Their foreman would form them up in lines while our men counted off work parties in much the same spirit as they would have selected cabbages in a grocery store.
Then, with admonitory “hubba! hubba’s!” the Bluejackets would take the Japs into to the bowels of the ship, to lead them out a few minutes later laden with trash. For some reason the Japanese had a horror of spaces below the water line; they would prostrate themselves most abjectly on the deck, but of course they still had to go down. At noon, they had an hour for lunch that they ate with chopsticks, squatting on the fantail. They bought out a mixture of rice and fish in wooden bento boxes, which apparently are their equivalent of lunch pales. Then, back to work until well into the afternoon when we searched them and sent them back to the beach in a tank lighter.
There were more slackers and thieves among them, but by and large they were good workmen, anxious to do the best they could. One went crazy on the deck, apparently a case of combat fatigue, but this was the only show of resentment we had. That they were not sorry for themselves, as Europeans are, was proved one stormy day when we loaded them into the tank lighter. The boat would rise to the levels of the deck on heavy swells, then sink into the troughs, now battering against the ship’s side, now straining out away from the cargo net.
The Japanese climbing into the net became drenched with sheets of icy spray.
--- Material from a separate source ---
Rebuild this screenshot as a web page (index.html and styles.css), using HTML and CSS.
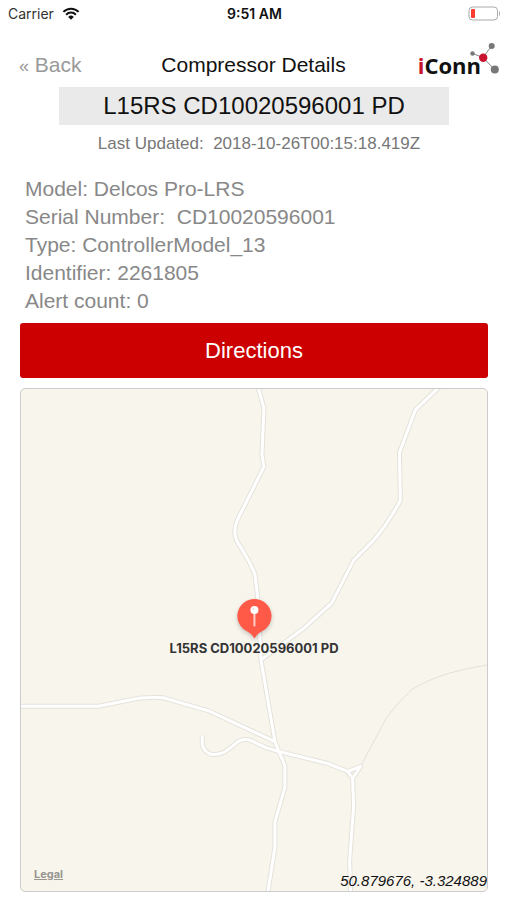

I could not see how we could get them over in the failing daylight without crushing one at least against the side, but it was out of the question to keep them overnight. Some watched their chance and made it nimbly enough but others – army people, no doubt – were terrified on the net and clung to it paralyzed with fear. They got no sympathy from those already in the tank lighter.
“Come on you dumb cluck!” they shouted. A few older men gathered aft, plucking the dazed ones off the net as the lighter surged upward, and then flung them down to the tank-deck to make room for more. No one was hurt, thank God, but that was a graphic reminder of the raw power of the sea. It is never to be trifled with.
Never. And that is exactly what we were about to do in Nagato.